Exercise brief: Please retype the data in full and exactly; the pictures are not part of the copy.

Source data:

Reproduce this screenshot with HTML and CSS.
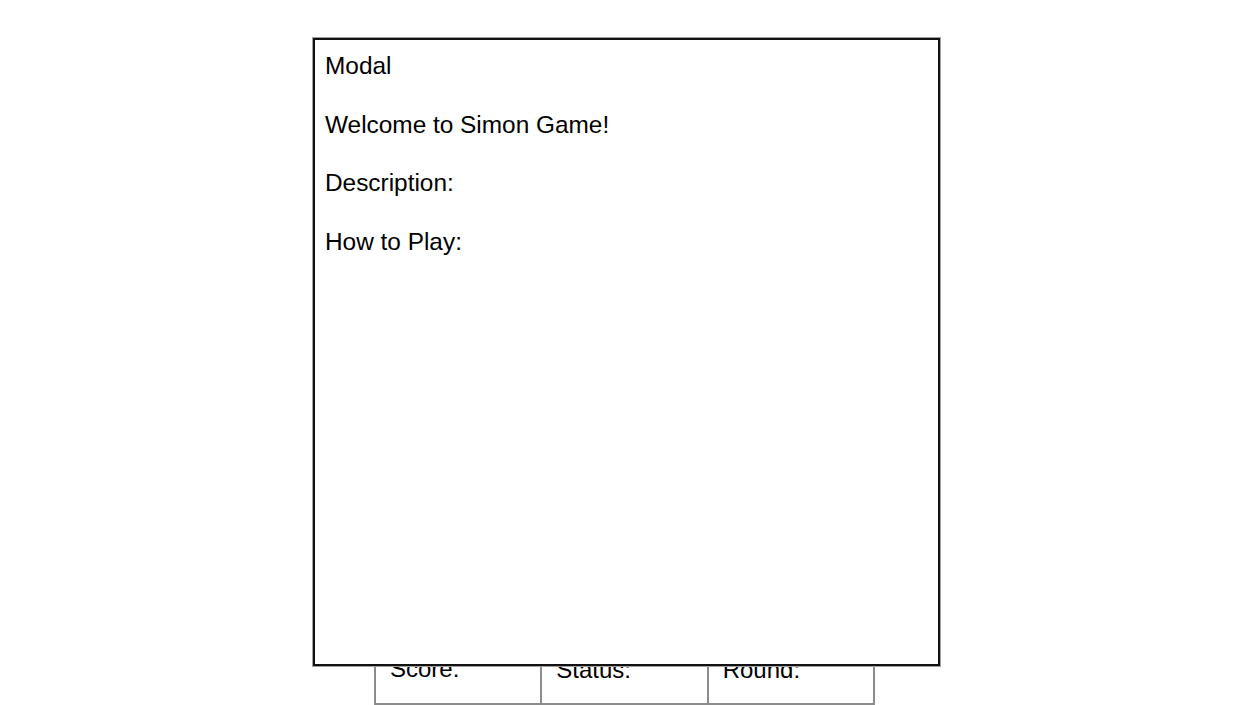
FILE: index.html
```html
<!DOCTYPE html>
<html>
<head>
<meta charset="utf-8">
<title>Simon Game</title>
<link rel="stylesheet" href="styles.css">
</head>
<body>
<main class="game">
  <div class="board"></div>
  <div class="scoreboard">
    <div class="cell cell-score">Score:</div>
    <div class="cell">Status:</div>
    <div class="cell">Round:</div>
  </div>
</main>
<div class="modal">
  <p class="line">Modal</p>
  <p class="line">Welcome to Simon Game!</p>
  <p class="line">Description:</p>
  <p class="line">How to Play:</p>
</div>
</body>
</html>
```
FILE: styles.css
```css
html, body {
  margin: 0;
  padding: 0;
  background: #ffffff;
  color: #000000;
  font-family: "Liberation Sans", Arial, sans-serif;
  font-size: 24px;
}

.game {
  display: flex;
  flex-direction: column;
  padding-left: 374px;
}

.board {
  height: 624px;
}

.scoreboard {
  display: grid;
  grid-template-columns: repeat(3, 1fr);
  width: 501px;
  height: 81px;
  box-sizing: border-box;
  border-right: 2px solid #8c8c8c;
  border-bottom: 2px solid #8c8c8c;
}

.cell {
  border-left: 2px solid #8c8c8c;
  display: flex;
  align-items: flex-end;
  padding: 0 0 19px 14px;
  line-height: 27.6px;
}

.cell-score {
  padding-bottom: 20px;
}

.modal {
  position: absolute;
  left: 313px;
  top: 38px;
  width: 627px;
  height: 628px;
  box-sizing: border-box;
  border: 2px solid #111111;
  box-shadow: 0 0 0 1px #a0a0a0;
  background: #ffffff;
  padding: 12px 10px;
  display: flex;
  flex-direction: column;
  gap: 31px;
  font-size: 24.4px;
}

.line {
  margin: 0;
  line-height: 27.6px;
}
```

Result of the task:
Reproduce this screenshot with HTML and CSS.
FILE: index.html
```html
<!DOCTYPE html>
<html>
<head>
<meta charset="utf-8">
<title>Simon Game</title>
<link rel="stylesheet" href="styles.css">
</head>
<body>
<main class="game">
  <div class="board"></div>
  <div class="scoreboard">
    <div class="cell cell-score">Score:</div>
    <div class="cell">Status:</div>
    <div class="cell">Round:</div>
  </div>
</main>
<div class="modal">
  <p class="line">Modal</p>
  <p class="line">Welcome to Simon Game!</p>
  <p class="line">Description:</p>
  <p class="line">How to Play:</p>
</div>
</body>
</html>
```
FILE: styles.css
```css
html, body {
  margin: 0;
  padding: 0;
  background: #ffffff;
  color: #000000;
  font-family: "Liberation Sans", Arial, sans-serif;
  font-size: 24px;
}

.game {
  display: flex;
  flex-direction: column;
  padding-left: 374px;
}

.board {
  height: 624px;
}

.scoreboard {
  display: grid;
  grid-template-columns: repeat(3, 1fr);
  width: 501px;
  height: 81px;
  box-sizing: border-box;
  border-right: 2px solid #8c8c8c;
  border-bottom: 2px solid #8c8c8c;
}

.cell {
  border-left: 2px solid #8c8c8c;
  display: flex;
  align-items: flex-end;
  padding: 0 0 19px 14px;
  line-height: 27.6px;
}

.cell-score {
  padding-bottom: 20px;
}

.modal {
  position: absolute;
  left: 313px;
  top: 38px;
  width: 627px;
  height: 628px;
  box-sizing: border-box;
  border: 2px solid #111111;
  box-shadow: 0 0 0 1px #a0a0a0;
  background: #ffffff;
  padding: 12px 10px;
  display: flex;
  flex-direction: column;
  gap: 31px;
  font-size: 24.4px;
}

.line {
  margin: 0;
  line-height: 27.6px;
}
```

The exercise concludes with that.